Ci deve pensare per forza la vita a quelli così. Poi qualcuno lo capisce e qualcun altro no. Schumacher l'ha fatto: «Non ce la faccio», ha detto. Gli è costato più dell'addio, più del giorno in cui ha detto «mi ritiro». Perché all'epoca c'era sempre e comunque l'ipotesi di un ritorno, di una nuova tappa, di un ultimo giro. Adesso no. Ora c'è la fine della carriera e l'inizio dell'esistenza. Schumi è Michael, un uomo e non più un umanoide del volante. Difficile ammetterlo, complicato accettarlo. Chi è nato campione capisce prima quando è arrivata la fine. Sente il tocco che non è lo stesso, sente il piede che non spinge più come prima, sente le braccia che tremano. Chi è stato costruito per essere il più forte di tutti i tempi, c’arriva più tardi: s'illude di essere infinito, di prendersi l'eternità. Schumacher, invece, se l'è presa facendo il contrario, ammettendo di essere come noi, umanamente esauribile e sportivamente battibile. Non ha bisogno di chiedere scusa, né di giustificarsi, perché accettando di essere normale, diventa un amico, un fratello, un genitore, qualcuno che ti parla con il cuore in mano e ammette di aver avuto una debolezza. Si perdona, anzi si ama di più uno che si comporta così. E Schumi passa da algido e fiero umanoide restio persino a parlare l'italiano, a campione umano e quindi unico. Perché lo sport si affanna per creare fenomeni con lo stampino, automi in grado di resistere al tempo e ai tempi, agli infortuni e alle crisi psicologiche, mentre adesso il campione che tutti credevamo fosse il prototipo di questa generazione insensibile, si trasforma nel più normale degli sportivi: s'arrende all'età, all'idea di non essere più il migliore e quindi di non servire alla causa più di un Badoer qualunque. Serviva il collo a farglielo capire. Serviva un piccolo acciacco fisico, forse meno grave di quanto immaginiamo.
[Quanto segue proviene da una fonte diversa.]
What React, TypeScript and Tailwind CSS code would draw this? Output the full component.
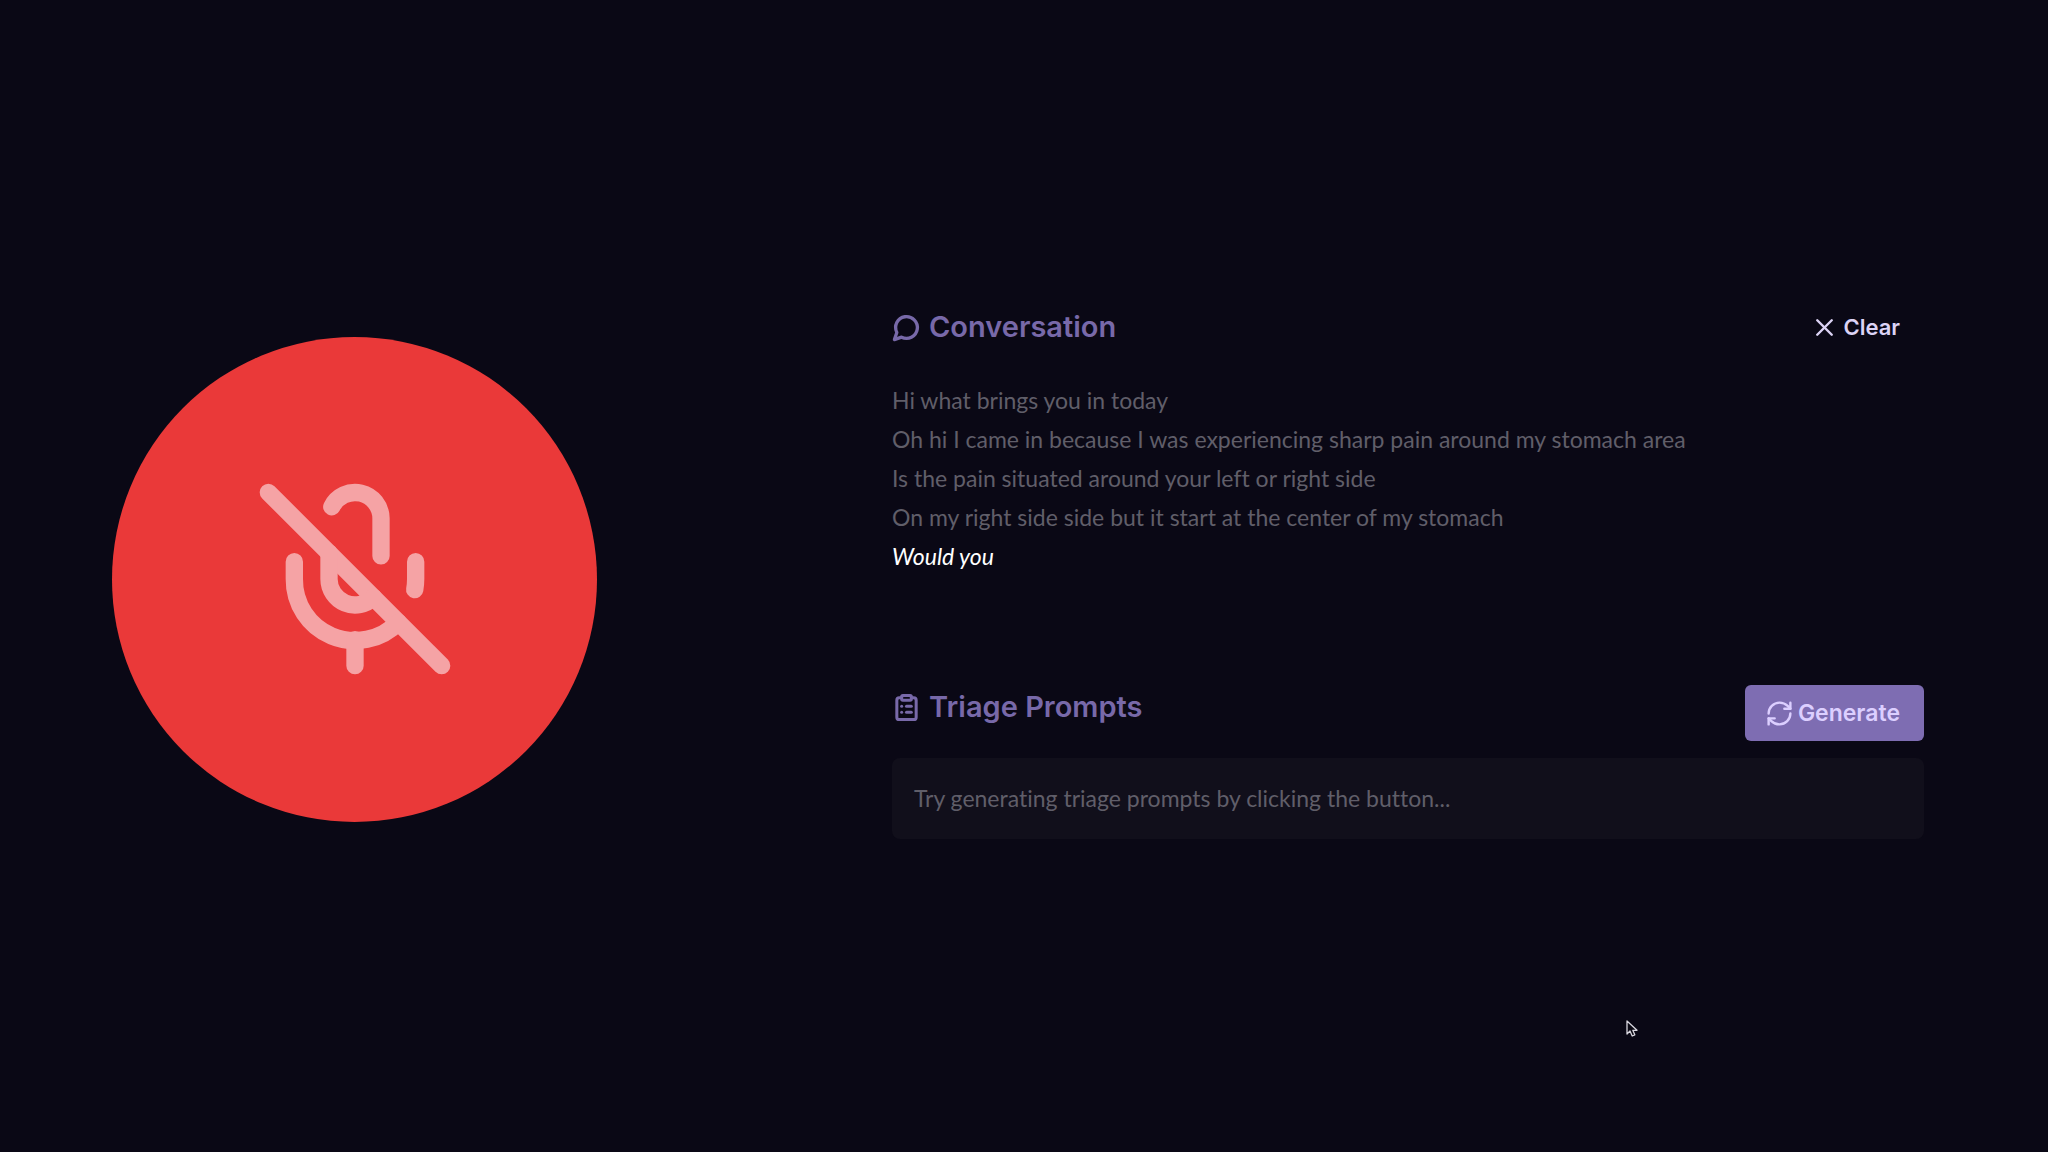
import React, { useState } from 'react';
import { ClipboardList, RefreshCw, X } from 'lucide-react';

const initialTranscript = [
  'Hi what brings you in today',
  'Oh hi I came in because I was experiencing sharp pain around my stomach area',
  'Is the pain situated around your left or right side',
  'On my right side side but it start at the center of my stomach',
];

const MicOffIcon = ({ className }: { className?: string }) => (
  <svg
    viewBox="0 0 24 24"
    fill="none"
    stroke="currentColor"
    strokeWidth="2"
    strokeLinecap="round"
    strokeLinejoin="round"
    aria-hidden="true"
    className={className}
  >
    <line x1="2" y1="2" x2="22" y2="22" />
    <path d="M18.89 13.23A7.12 7.12 0 0 0 19 12v-2" />
    <path d="M5 10v2a7 7 0 0 0 12 5" />
    <path d="M15 9.34V5a3 3 0 0 0-5.68-1.33" />
    <path d="M9 9v3a3 3 0 0 0 5.12 2.12" />
    <line x1="12" y1="19" x2="12" y2="22" />
  </svg>
);

const ChatIcon = ({ className }: { className?: string }) => (
  <svg
    viewBox="0 0 24 24"
    fill="none"
    stroke="currentColor"
    strokeWidth="2.75"
    strokeLinecap="round"
    strokeLinejoin="round"
    aria-hidden="true"
    className={className}
  >
    <path d="M7.9 20A9 9 0 1 0 4 16.1L2 22Z" />
  </svg>
);

const CursorIcon = ({ className }: { className?: string }) => (
  <svg viewBox="0 0 12 18" aria-hidden="true" className={className}>
    <path
      d="M1 1v13l3-3 2.2 5 2.6-1.2L6.8 10.3H11z"
      fill="#0b0914"
      stroke="#d8d6de"
      strokeWidth="1.3"
      strokeLinejoin="round"
    />
  </svg>
);

export default function App() {
  const [transcript, setTranscript] = useState(initialTranscript);
  const [partial, setPartial] = useState('Would you');
  const [isRecording, setIsRecording] = useState(true);

  const handleClear = () => {
    setTranscript([]);
    setPartial('');
  };

  return (
    <div className="relative min-h-screen flex items-center pt-1.5 bg-[#0a0815] font-['Lato',sans-serif] [font-variant-ligatures:none]">
      <main className="w-full grid grid-cols-[485px_1fr] items-center gap-[295px] pl-28 pr-31">
        <button
          type="button"
          aria-label="Stop recording"
          aria-pressed={isRecording}
          onClick={() => setIsRecording(!isRecording)}
          className="aspect-square w-full rounded-full bg-[#ea3939] text-[#f5a3a5] flex items-center justify-center"
        >
          <MicOffIcon className="size-52" />
        </button>

        <div className="flex flex-col pb-5">
          <section>
            <div className="flex items-center justify-between">
              <h2 className="flex items-center gap-2 font-['Inter',sans-serif] text-[29px] leading-9 font-semibold text-[#7869a9]">
                <ChatIcon className="size-[29px]" />
                Conversation
              </h2>
              <button
                type="button"
                onClick={handleClear}
                className="flex items-center gap-1 h-14 pl-5 pr-6 rounded-md font-['Inter',sans-serif] text-[22px] font-semibold text-[#dcd3f5]"
              >
                <X className="size-[29px]" strokeWidth={2} />
                Clear
              </button>
            </div>
            <div className="mt-[26px] text-[23px] leading-[39px] text-[#605e69]">
              {transcript.map((line) => (
                <p key={line}>{line}</p>
              ))}
              <p className="italic text-white">{partial}</p>
            </div>
          </section>

          <section className="mt-[109px]">
            <div className="flex items-start justify-between">
              <h2 className="flex items-center gap-2 pt-1 font-['Inter',sans-serif] text-[29px] leading-9 font-semibold text-[#7869a9]">
                <ClipboardList className="size-[29px]" strokeWidth={2.5} />
                Triage Prompts
              </h2>
              <button
                type="button"
                className="flex items-center gap-1 h-14 pl-5 pr-6 rounded-md bg-[#7e6db2] font-['Inter',sans-serif] text-[23px] font-semibold text-[#dccfff]"
              >
                <RefreshCw className="size-[29px]" strokeWidth={2} />
                Generate
              </button>
            </div>
            <p className="mt-[17px] px-[22px] py-[21px] rounded-lg bg-[#110f1b] text-[23px] leading-[39px] text-[#605e69]">
              Try generating triage prompts by clicking the button...
            </p>
          </section>
        </div>
      </main>

      <CursorIcon className="absolute left-[79.4%] top-[88.5%] w-3 h-4.5" />
    </div>
  );
}
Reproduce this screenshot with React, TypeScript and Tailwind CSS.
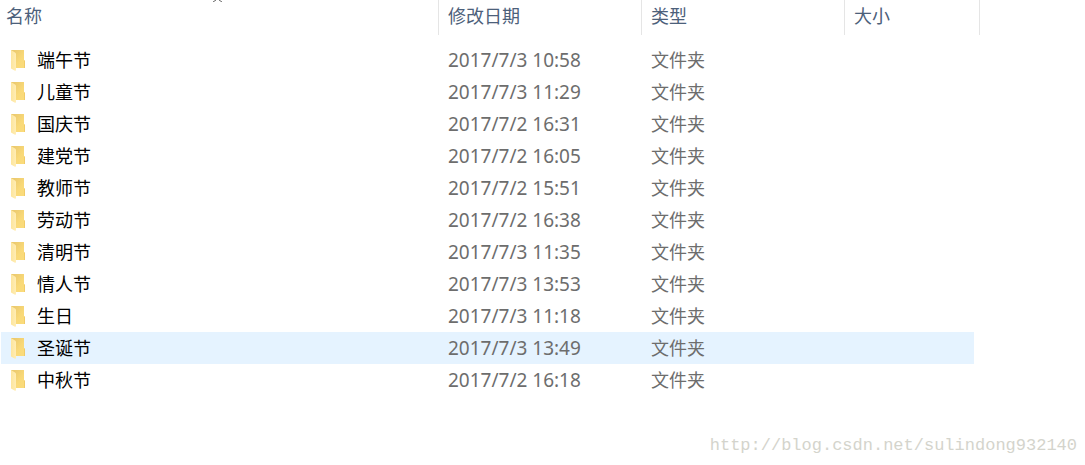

Serviva un crac da qualche parte per gonfiare di dignità un pilota che i successi avevano riempito di gloria, ma forse anche di qualche antipatia di troppo: «Non è simpatico, non sbaglia mai, non trasmette emozioni».
Chiunque l'abbia visto vincere e stravincere per anni e anni le emozioni le ha avute eccome. E le ha riprovate ora. Con quelle parole: «Non ritornerò in pista». Coraggiose, perché bisogna avere le palle per rinunciare a una vagonata di milioni come quella offerta a Michael per il suo ritorno. Audaci, perché bisogna essere capaci di rischiare per lasciar pensare al mondo di non essere più quello che eri. Oneste, perché bisogna essere sinceri per non deludere chi ti vuole bene. Allora la vita fa un po' male sì, ma poi guarisce. Fa sentire veri. È facile dire «addio» sapendo di essere i migliori. È difficile dire «non ce la faccio» sapendo di non esserlo più.

Solo che chi vince facile non è un campione.